The GrandMA3 fixture library includes calibration features that adjust for unit-to-unit variation. Program intensity curves that account for measured output differences, ensuring that ‘100%’ from every fixture produces equivalent illumination on stage. This calibration data should travel with the show file, reapplied whenever the production loads.
Color Matching Across Your Rig
Color favoritism proves subtler but equally problematic. The RGBW LED mixing in modern fixtures produces colors through additive blending that varies with individual emitter characteristics. The ‘white’ produced by one Ayrton Perseo might skew warmer than its neighbor, creating the impression that certain performers receive more flattering treatment.
Use virtual color matching in your console programming to compensate for unit variations. The ETC Augment3d color engine allows fixture-specific adjustments that produce consistent color across your rig. The time invested in color matching pays dividends when talent stops asking why their background dancers look healthier than the lead.

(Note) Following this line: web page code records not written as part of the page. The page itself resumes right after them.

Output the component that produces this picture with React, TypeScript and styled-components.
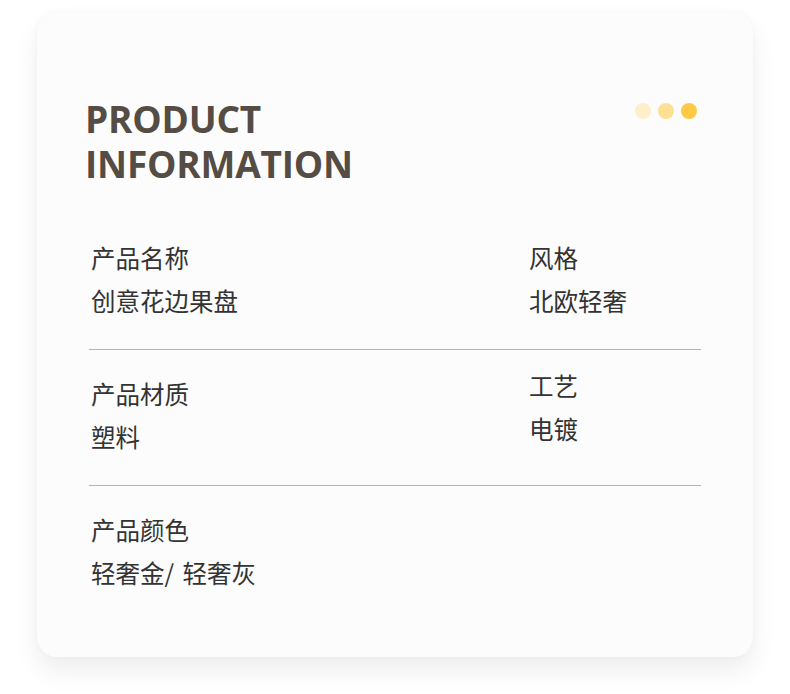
import styled, { createGlobalStyle } from "styled-components";

const GlobalStyle = createGlobalStyle`
  html, body {
    margin: 0;
    padding: 0;
    background: #ffffff;
  }
  body {
    font-family: "Noto Sans", "Noto Sans CJK SC", sans-serif;
  }
`;

interface Spec {
  label: string;
  value: string;
}

interface Row {
  left: Spec;
  right?: Spec;
  lift?: boolean;
}

const rows: Row[] = [
  {
    left: { label: "产品名称", value: "创意花边果盘" },
    right: { label: "风格", value: "北欧轻奢" },
  },
  {
    left: { label: "产品材质", value: "塑料" },
    right: { label: "工艺", value: "电镀" },
    lift: true,
  },
  {
    left: { label: "产品颜色", value: "轻奢金/ 轻奢灰" },
  },
];

const dots = ["#feefca", "#fee095", "#fec944"];

export default function App() {
  return (
    <>
      <GlobalStyle />
      <Page>
        <Card>
          <Header>
            <Title>
              <TitleLine>PRODUCT</TitleLine>
              <TitleLine>INFORMATION</TitleLine>
            </Title>
            <Dots>
              {dots.map((c) => (
                <Dot key={c} $color={c} />
              ))}
            </Dots>
          </Header>
          <Table>
            {rows.map((row, i) => (
              <SpecRow key={i} $first={i === 0}>
                <Cell>
                  <Label>{row.left.label}</Label>
                  <Value>{row.left.value}</Value>
                </Cell>
                {row.right && (
                  <Cell $lift={row.lift}>
                    <Label>{row.right.label}</Label>
                    <Value>{row.right.value}</Value>
                  </Cell>
                )}
              </SpecRow>
            ))}
          </Table>
        </Card>
      </Page>
    </>
  );
}

const Page = styled.div`
  width: 790px;
  height: 694px;
  padding: 12px 37px 0;
  box-sizing: border-box;
`;

const Card = styled.div`
  width: 716px;
  height: 645px;
  box-sizing: border-box;
  background: #fcfcfc;
  border-radius: 20px;
  box-shadow: 0 14px 26px rgba(0, 0, 0, 0.07), 0 0 6px rgba(0, 0, 0, 0.03);
  padding: 84px 56px 0 48px;
`;

const Header = styled.div`
  display: flex;
  justify-content: space-between;
  align-items: flex-start;
`;

const Title = styled.h1`
  margin: 0;
  font-family: "Open Sans", "Noto Sans", sans-serif;
  font-weight: 700;
  font-size: 37px;
  line-height: 45px;
  color: #554c44;
  letter-spacing: -0.2px;
`;

const TitleLine = styled.span`
  display: block;
  height: 45px;
`;

const Dots = styled.div`
  display: flex;
  gap: 7px;
  margin-top: 7px;
`;

const Dot = styled.span<{ $color: string }>`
  width: 16px;
  height: 16px;
  border-radius: 50%;
  background: ${(p) => p.$color};
`;

const Table = styled.div`
  margin: 50px 0 0 4px;
  width: 612px;
`;

const SpecRow = styled.div<{ $first?: boolean }>`
  display: grid;
  grid-template-columns: 438px 1fr;
  padding: ${(p) => (p.$first ? "0" : "22px")} 0 27px 2px;
  border-bottom: 1px solid #b4b4b4;

  &:last-child {
    border-bottom: none;
  }
`;

const Cell = styled.div<{ $lift?: boolean }>`
  display: flex;
  flex-direction: column;
  margin-top: ${(p) => (p.$lift ? "-8px" : "0")};
`;

const Label = styled.div`
  font-family: "Noto Sans CJK SC", sans-serif;
  font-size: 24.5px;
  line-height: 43px;
  color: #333333;
  word-spacing: 3px;
`;

const Value = styled(Label)``;
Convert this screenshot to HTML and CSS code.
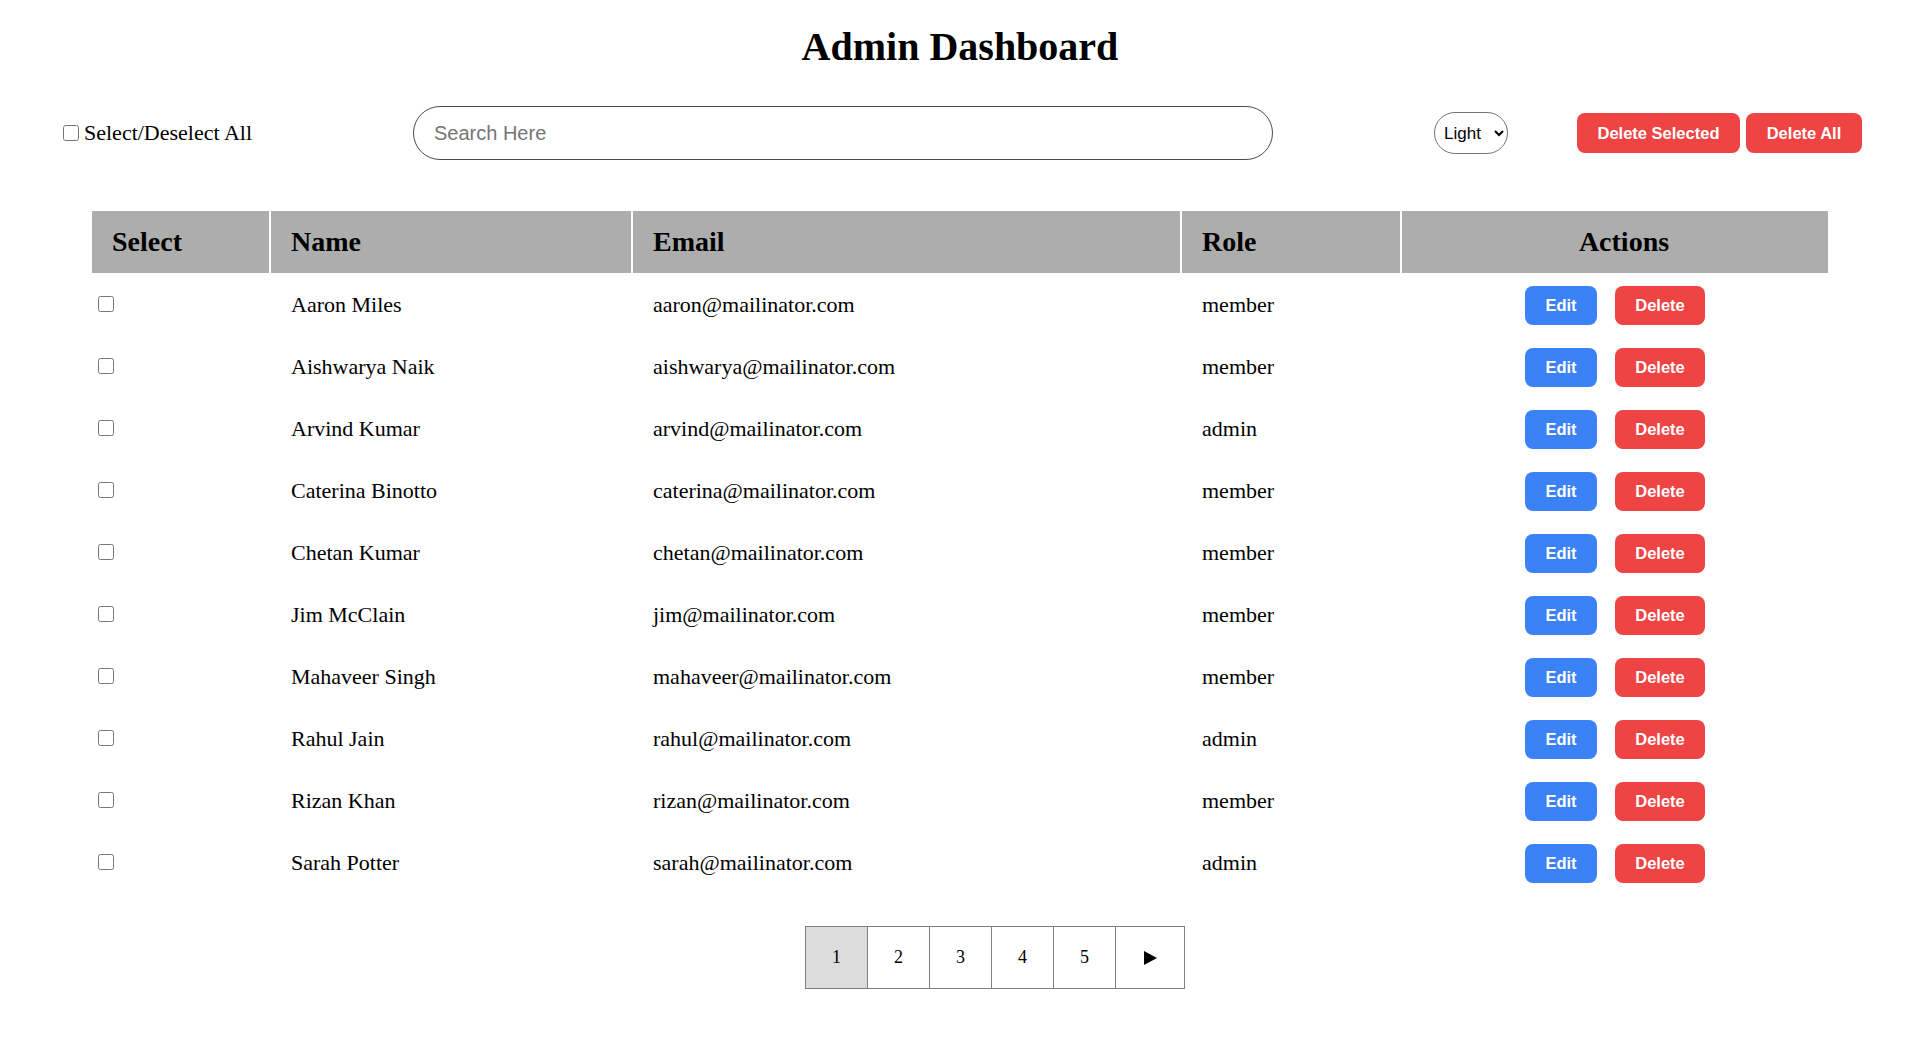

Thermal Effects on Fixture Favoritism
Fixtures operating at different temperatures produce different outputs. The LED thermal management in your Claypaky Axcor Profile 900 units reduces output as internal temperatures rise—a protection mechanism that creates visible variation when some fixtures run hotter than others due to airflow differences or positioning.
Position fixtures with attention to thermal environment. Units near venue heat sources or in poorly ventilated truss positions will thermal-throttle earlier than their cooler neighbors. The discrepancy becomes visible as shows progress—coverage that appeared matched at the start develops favorites by the time encores arrive.
Age-Related Performance Degradation
LED output degrades over time through lumen depreciation—a gradual process that affects fixtures at different rates based on operating hours and thermal history. A lighting rental house providing fixtures from mixed inventory sends units with varying usage histories that produce visible output differences.
Track fixture operating hours and group units with similar usage for productions requiring matched coverage. The RDM protocol allows console queries of fixture runtime data, enabling inventory management that prevents extreme mismatches. Your DMX network can report which fixtures have logged 5,000 hours versus 500—information directly relevant to output matching.
Emergency Response for Visible Favoritism
When favoritism becomes visible during performance, limited correction options exist. Console intensity adjustments provide the fastest response—boost the underperforming fixture’s output while reducing its neighbors. The Hog 4 programmer view allows rapid intensity manipulation without disrupting programmed cues.
For systematic issues, fixture substitution at intermission may be necessary. Keep backup units of critical key light fixtures accessible during shows. When the primary spot on the lead vocalist develops thermal issues or mechanical problems, swap time matters more than diagnosis—replace first, investigate later.
Documentation for Consistent Results
Maintain fixture calibration records that travel with your production. Document measured output values, color temperature readings, and position accuracy for every unit. When fixtures change between venues, this documentation enables rapid recalibration rather than rediscovery of correction requirements.
Your lighting fixtures don’t play favorites consciously—they perform according to their individual characteristics within manufacturing and maintenance tolerances. Professional lighting design acknowledges these variations and compensates through measurement, calibration, and vigilant monitoring. The goal isn’t identical fixtures; the goal is equivalent illumination regardless of fixture variations.